Lastly, I would argue that even the rationale that a normalized design with two tables is "unnecessarily complicated" is wrong. Instead, the multi-value column in the single table is in my opinion "unnecessarily complicated." The query you provided, which is trying to count up the number of times a given disaster cause contributed to a disaster, is much more complicated to write than it would be if the design simply had a disaster table and a child disaster cause table. The nesting would be unnecessary and the join would be simple and obvious as to its purpose. Someone looking at the schema for the first time can easily understand, without even seeing the data, that we have information about disasters, and each disaster can have many causes.

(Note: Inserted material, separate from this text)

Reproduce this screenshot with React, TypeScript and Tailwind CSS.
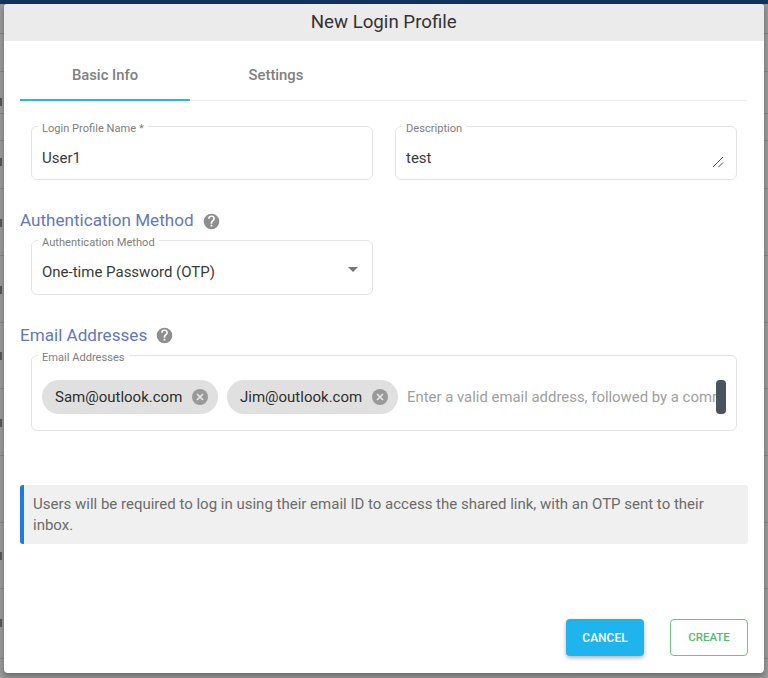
import type { ReactNode } from "react";

const font = { fontFamily: "Roboto, sans-serif" };

// table rows of the page behind the overlay, only their edges show
const backdropRows = [30, 38, 42, 27, 48, 67, 67, 66, 67, 67, 66, 70];
const backdropMarks = [98, 158, 219, 286, 352, 419, 552, 619];

function Field({ label, className, children }: { label: string; className: string; children: ReactNode }) {
  return (
    <fieldset className={`min-w-0 rounded-[6px] border border-[#e4e4e4] pl-[6.5px] pr-[10px] ${className}`}>
      <legend className="relative top-[3px] px-[4px] text-[11.1px] leading-[12px] text-[#808080]">{label}</legend>
      {children}
    </fieldset>
  );
}

function HelpIcon() {
  return (
    <svg width="17" height="17" viewBox="0 0 24 24" className="ml-[9px] mt-[2px]" fill="#8e8e8e">
      <path d="M12 1a11 11 0 1 0 0 22 11 11 0 0 0 0-22zm1.2 18h-2.4v-2.4h2.4V19zm2.5-8.5-1.1 1.1c-.9.9-1.4 1.6-1.4 3.4h-2.4v-.6c0-1.3.5-2.5 1.4-3.4l1.5-1.5c.4-.4.7-1 .7-1.7 0-1.3-1.1-2.4-2.4-2.4S9.6 6.9 9.6 8.2H7.2a4.8 4.8 0 0 1 9.6 0c0 .9-.4 1.7-1.1 2.3z" />
    </svg>
  );
}

function Chip({ text, width }: { text: string; width: string }) {
  return (
    <div className={`flex h-[34px] shrink-0 items-center justify-between rounded-full bg-[#e0e0e0] pl-[13px] pr-[10px] text-[15px] text-[#2e2e2e] ${width}`}>
      <span>{text}</span>
      <svg width="16" height="16" viewBox="0 0 16 16">
        <circle cx="8" cy="8" r="8" fill="#999" />
        <path d="M5 5l6 6M11 5l-6 6" stroke="#e6e6e6" strokeWidth="1.7" />
      </svg>
    </div>
  );
}

export default function App() {
  return (
    <div style={font} className="relative h-[678px] w-[768px] overflow-hidden bg-[#989898]">
      <div className="absolute inset-0">
        <div className="h-[4px] bg-[#14315f]" />
        {backdropRows.map((h, i) => (
          <div key={i} style={{ height: h }} className="border-b border-[#858585]" />
        ))}
        {backdropMarks.map((y) => (
          <div key={y} style={{ top: y }} className="absolute left-0 h-[8px] w-[2px] bg-[#555]" />
        ))}
      </div>

      <div className="relative ml-[3.5px] flex h-[673px] w-[760.5px] flex-col pt-[4px]">
        <div className="flex h-[669px] flex-col rounded-[4px] bg-white shadow-[0_3px_5px_rgba(0,0,0,0.3)]">
          <div className="flex h-[37px] shrink-0 items-center justify-center rounded-t-[4px] bg-[#ebebeb] text-[18.7px] text-[#333]">
            New Login Profile
          </div>

          <div className="ml-[16.5px] mt-[21px] flex h-[39px] w-[727px] shrink-0 border-b border-[#ececec] text-[14.8px] font-medium text-[#808080]">
            <div className="-mb-[1px] flex h-[39px] w-[170px] items-start justify-center border-b-[2px] border-[#29b6ee] pt-[2px]">Basic Info</div>
            <div className="flex w-[172px] items-start justify-center pt-[2px]">Settings</div>
          </div>

          <div className="ml-[27px] mt-[19px] flex w-[706px] gap-[22px]">
            <Field label="Login Profile Name *" className="h-[60px] w-[342px]">
              <div className="pl-[4px] pt-[15px] text-[15px] text-[#3a3a3a]">User1</div>
            </Field>
            <Field label="Description" className="h-[60px] w-[342px]">
              <div className="flex items-start justify-between pl-[4px] pt-[15px] text-[15px] text-[#3a3a3a]">
                <span>test</span>
                <svg width="12" height="12" viewBox="0 0 12 12" className="mr-[2px] mt-[9px]" stroke="#555" strokeWidth="1">
                  <path d="M1 11 11 1M6.5 11 11 6.5" />
                </svg>
              </div>
            </Field>
          </div>

          <div className="ml-[16.5px] mt-[30px] flex items-center text-[17.1px] leading-[20px] text-[#6578b8]">
            <span>Authentication Method</span>
            <HelpIcon />
          </div>

          <Field label="Authentication Method" className="ml-[27px] mt-[4px] h-[61px] w-[342px]">
            <div className="flex items-center justify-between pl-[4px] pt-[15px] text-[15px] text-[#3a3a3a]">
              <span>One-time Password (OTP)</span>
              <span className="-mt-[6px] mr-[4px] h-0 w-0 border-x-[5px] border-t-[5px] border-x-transparent border-t-[#777]" />
            </div>
          </Field>

          <div className="ml-[16.5px] mt-[29.5px] flex items-center text-[17.1px] leading-[20px] text-[#6578b8]">
            <span>Email Addresses</span>
            <HelpIcon />
          </div>

          <Field label="Email Addresses" className="ml-[27px] mt-[4.5px] h-[82px] w-[706px]">
            <div className="relative mt-[19px] flex items-center gap-[9px] overflow-hidden pl-[4px]">
              <Chip text="Sam@outlook.com" width="w-[176px]" />
              <Chip text="Jim@outlook.com" width="w-[171px]" />
              <span className="whitespace-nowrap text-[14.9px] text-[#a0a0a0]">Enter a valid email address, followed by a comma</span>
              <div className="absolute right-0 top-0 h-[34px] w-[10px] rounded-[4px] bg-[#4a545d]" />
            </div>
          </Field>

          <div className="ml-[16.5px] mt-[54px] h-[59px] w-[728px] rounded-[3px] border-l-[4px] border-[#1e7bdc] bg-[#f0f0f0] pl-[9px] pr-[8px] pt-[9px] text-[15px] leading-[21px] text-[#6b6b6b]">
            Users will be required to log in using their email ID to access the shared link, with an OTP sent to their inbox.
          </div>

          <div className="mr-[16px] mt-[75px] flex justify-end gap-[26px] text-[12px] font-medium">
            <button className="h-[37px] w-[78px] rounded-[4px] bg-[#1fb4ed] text-white shadow-[0_2px_4px_rgba(0,0,0,0.3)]">CANCEL</button>
            <button className="h-[37px] w-[78px] rounded-[4px] border border-[#6cc583] bg-white text-[11.5px] text-[#55bb70]">CREATE</button>
          </div>
        </div>
      </div>
    </div>
  );
}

With the multi-value column this simple structure is obscured and the first time user would have to dig into the data values to discover that in fact a disaster can have many causes.
References
Fabian Pascal's Practical Database Foundation Series. Paper #5 addresses 1NF and RVDs. If you purchase all the papers (which you really should as they are a complementary set addressing all the fundamentals) two additional papers can be obtained that specifically address 1NF - "What First Normal Form Really Means" by CJ Date, and "What First Normal Form Means NOT" by Fabian Pascal. Next, CJ Date has written extensively on relational theory. The most current reference with respect to normalization is Database Design and Relational Theory: Normal Forms and All That Jazz. Finally, Fabian Pascal has blogged recently about 1NF and those blogs are excellent reading.